Rows from a dataset of pages and code:
--------------------------------

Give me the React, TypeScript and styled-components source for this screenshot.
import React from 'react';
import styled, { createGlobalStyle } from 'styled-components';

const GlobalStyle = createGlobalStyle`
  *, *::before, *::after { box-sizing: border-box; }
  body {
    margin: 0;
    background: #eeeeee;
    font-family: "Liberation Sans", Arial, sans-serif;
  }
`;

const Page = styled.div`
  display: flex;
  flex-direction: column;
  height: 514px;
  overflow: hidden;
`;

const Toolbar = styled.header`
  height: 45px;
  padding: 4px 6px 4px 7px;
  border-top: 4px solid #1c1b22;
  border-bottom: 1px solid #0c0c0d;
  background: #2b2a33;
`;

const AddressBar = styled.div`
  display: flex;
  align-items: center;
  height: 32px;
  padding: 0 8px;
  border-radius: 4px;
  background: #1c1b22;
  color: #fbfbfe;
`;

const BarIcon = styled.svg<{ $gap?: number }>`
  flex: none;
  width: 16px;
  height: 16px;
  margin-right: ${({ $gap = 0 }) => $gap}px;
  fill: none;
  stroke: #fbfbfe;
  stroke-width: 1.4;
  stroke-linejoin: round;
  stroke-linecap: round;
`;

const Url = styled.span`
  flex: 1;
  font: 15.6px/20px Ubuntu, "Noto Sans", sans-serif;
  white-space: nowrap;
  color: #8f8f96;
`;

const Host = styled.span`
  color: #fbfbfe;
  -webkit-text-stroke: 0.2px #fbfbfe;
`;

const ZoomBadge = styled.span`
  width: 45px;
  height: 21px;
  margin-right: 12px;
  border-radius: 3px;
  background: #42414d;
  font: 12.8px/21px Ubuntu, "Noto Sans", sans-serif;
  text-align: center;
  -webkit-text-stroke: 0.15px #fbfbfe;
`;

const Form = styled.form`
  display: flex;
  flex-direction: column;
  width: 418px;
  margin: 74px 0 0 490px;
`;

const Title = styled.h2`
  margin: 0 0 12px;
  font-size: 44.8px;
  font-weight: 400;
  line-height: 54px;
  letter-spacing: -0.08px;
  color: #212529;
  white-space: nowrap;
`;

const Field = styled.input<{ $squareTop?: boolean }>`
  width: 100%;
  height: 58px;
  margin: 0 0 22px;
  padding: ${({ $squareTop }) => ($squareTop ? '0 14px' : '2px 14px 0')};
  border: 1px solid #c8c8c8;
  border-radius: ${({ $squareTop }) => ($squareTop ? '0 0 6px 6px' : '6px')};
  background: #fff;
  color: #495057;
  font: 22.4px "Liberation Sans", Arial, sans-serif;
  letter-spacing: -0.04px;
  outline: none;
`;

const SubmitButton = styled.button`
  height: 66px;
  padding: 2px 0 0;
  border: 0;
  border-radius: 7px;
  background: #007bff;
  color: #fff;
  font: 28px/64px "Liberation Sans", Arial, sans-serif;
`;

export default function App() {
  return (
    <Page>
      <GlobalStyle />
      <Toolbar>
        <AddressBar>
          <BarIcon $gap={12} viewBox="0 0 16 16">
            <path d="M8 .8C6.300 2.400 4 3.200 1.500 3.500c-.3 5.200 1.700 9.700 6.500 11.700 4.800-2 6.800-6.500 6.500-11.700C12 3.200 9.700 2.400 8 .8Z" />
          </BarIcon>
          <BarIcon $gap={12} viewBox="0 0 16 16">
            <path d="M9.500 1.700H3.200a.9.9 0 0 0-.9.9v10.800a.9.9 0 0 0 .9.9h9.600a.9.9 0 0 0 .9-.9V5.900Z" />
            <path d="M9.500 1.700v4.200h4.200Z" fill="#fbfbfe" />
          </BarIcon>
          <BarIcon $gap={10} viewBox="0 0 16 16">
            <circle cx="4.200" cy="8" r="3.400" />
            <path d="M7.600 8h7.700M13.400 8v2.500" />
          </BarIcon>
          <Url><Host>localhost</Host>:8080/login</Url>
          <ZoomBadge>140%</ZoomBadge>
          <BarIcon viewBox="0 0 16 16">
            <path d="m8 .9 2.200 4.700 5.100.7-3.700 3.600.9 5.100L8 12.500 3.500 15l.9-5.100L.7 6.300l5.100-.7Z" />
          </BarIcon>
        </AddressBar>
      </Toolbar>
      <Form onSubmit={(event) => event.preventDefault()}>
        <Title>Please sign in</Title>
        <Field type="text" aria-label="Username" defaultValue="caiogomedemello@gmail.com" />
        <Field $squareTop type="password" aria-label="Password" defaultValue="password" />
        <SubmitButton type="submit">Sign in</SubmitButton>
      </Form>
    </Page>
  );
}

--------------------------------

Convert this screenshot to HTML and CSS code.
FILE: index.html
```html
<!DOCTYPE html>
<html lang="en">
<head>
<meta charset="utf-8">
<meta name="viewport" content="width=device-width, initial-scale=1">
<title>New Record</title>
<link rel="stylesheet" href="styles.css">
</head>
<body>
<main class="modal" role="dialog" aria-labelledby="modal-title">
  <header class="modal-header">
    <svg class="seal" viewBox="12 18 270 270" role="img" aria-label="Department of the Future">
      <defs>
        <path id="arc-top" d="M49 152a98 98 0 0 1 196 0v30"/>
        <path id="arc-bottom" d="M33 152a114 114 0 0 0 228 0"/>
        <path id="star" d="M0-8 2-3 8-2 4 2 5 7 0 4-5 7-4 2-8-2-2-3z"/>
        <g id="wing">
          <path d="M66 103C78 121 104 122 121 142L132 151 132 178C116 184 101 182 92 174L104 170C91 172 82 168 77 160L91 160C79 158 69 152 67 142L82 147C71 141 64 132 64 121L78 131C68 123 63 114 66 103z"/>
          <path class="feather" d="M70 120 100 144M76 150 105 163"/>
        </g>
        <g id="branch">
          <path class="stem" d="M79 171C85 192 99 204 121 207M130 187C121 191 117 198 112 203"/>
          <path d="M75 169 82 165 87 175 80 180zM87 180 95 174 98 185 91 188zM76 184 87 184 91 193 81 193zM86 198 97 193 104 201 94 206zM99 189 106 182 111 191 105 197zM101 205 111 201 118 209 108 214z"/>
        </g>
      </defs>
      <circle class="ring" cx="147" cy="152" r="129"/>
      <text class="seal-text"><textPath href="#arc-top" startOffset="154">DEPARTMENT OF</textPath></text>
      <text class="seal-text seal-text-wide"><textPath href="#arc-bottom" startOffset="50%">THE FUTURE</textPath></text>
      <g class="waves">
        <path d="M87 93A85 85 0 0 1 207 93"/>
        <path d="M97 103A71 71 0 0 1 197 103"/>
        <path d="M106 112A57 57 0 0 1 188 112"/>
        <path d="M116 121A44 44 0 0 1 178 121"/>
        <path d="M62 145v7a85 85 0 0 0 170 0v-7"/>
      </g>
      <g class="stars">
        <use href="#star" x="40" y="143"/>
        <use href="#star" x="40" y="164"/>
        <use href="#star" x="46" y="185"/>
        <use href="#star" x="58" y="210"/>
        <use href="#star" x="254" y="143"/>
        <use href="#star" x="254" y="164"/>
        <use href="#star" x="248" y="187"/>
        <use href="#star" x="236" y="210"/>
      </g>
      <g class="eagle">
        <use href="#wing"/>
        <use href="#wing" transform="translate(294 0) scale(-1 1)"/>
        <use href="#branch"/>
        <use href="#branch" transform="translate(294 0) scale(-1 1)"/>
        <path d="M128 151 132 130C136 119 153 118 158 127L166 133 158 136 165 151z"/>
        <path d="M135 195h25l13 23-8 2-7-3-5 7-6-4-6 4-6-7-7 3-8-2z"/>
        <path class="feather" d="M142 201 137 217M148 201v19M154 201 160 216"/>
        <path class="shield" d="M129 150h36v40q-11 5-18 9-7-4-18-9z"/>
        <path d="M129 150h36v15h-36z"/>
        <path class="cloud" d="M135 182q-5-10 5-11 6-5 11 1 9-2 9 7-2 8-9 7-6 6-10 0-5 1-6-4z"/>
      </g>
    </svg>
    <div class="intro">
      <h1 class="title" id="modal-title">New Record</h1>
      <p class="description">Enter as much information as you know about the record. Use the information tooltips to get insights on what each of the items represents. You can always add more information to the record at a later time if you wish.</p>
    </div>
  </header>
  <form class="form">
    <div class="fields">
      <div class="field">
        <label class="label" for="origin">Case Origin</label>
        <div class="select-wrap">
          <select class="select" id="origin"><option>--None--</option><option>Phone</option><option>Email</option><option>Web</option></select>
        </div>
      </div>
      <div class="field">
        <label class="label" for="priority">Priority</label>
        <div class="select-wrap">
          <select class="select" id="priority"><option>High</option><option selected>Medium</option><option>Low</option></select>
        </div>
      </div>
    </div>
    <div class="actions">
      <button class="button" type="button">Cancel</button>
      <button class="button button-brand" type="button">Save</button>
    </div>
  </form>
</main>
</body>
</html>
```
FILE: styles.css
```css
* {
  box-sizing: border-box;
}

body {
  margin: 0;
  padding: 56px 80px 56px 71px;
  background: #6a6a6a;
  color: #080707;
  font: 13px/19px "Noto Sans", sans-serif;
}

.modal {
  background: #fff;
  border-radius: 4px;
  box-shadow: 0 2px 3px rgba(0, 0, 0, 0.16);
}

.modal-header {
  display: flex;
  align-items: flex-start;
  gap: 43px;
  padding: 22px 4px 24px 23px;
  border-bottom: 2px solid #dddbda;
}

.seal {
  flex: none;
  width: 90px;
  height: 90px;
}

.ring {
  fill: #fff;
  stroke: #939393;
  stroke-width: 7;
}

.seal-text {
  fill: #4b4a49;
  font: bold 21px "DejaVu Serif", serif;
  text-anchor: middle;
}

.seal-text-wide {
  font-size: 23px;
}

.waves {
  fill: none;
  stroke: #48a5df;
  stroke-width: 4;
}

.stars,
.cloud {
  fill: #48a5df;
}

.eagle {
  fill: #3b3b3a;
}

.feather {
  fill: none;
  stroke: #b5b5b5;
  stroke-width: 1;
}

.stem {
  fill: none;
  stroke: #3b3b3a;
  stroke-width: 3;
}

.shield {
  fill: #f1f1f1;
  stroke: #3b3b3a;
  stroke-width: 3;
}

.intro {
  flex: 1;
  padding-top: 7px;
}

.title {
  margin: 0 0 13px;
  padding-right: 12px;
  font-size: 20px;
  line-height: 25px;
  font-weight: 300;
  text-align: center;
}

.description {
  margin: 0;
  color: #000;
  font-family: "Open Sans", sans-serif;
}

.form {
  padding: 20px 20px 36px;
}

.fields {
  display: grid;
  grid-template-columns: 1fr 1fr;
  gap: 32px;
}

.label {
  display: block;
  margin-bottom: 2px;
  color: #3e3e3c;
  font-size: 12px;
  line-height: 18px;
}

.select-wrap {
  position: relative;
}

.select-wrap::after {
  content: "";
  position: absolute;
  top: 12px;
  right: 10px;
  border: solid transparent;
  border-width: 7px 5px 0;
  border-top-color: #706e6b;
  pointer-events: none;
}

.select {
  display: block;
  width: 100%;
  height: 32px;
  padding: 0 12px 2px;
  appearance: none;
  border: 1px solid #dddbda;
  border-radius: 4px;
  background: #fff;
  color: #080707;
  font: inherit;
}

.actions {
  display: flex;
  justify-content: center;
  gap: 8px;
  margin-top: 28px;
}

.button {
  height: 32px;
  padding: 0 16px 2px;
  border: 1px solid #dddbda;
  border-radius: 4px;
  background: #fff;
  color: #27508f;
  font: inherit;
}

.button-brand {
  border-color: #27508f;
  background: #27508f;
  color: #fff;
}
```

--------------------------------

Instructions for the task -
Look over the material above and show each line where "components" appears.

Complete answer -
Give me the React, TypeScript and styled-components source for this screenshot.
import styled, { createGlobalStyle } from 'styled-components';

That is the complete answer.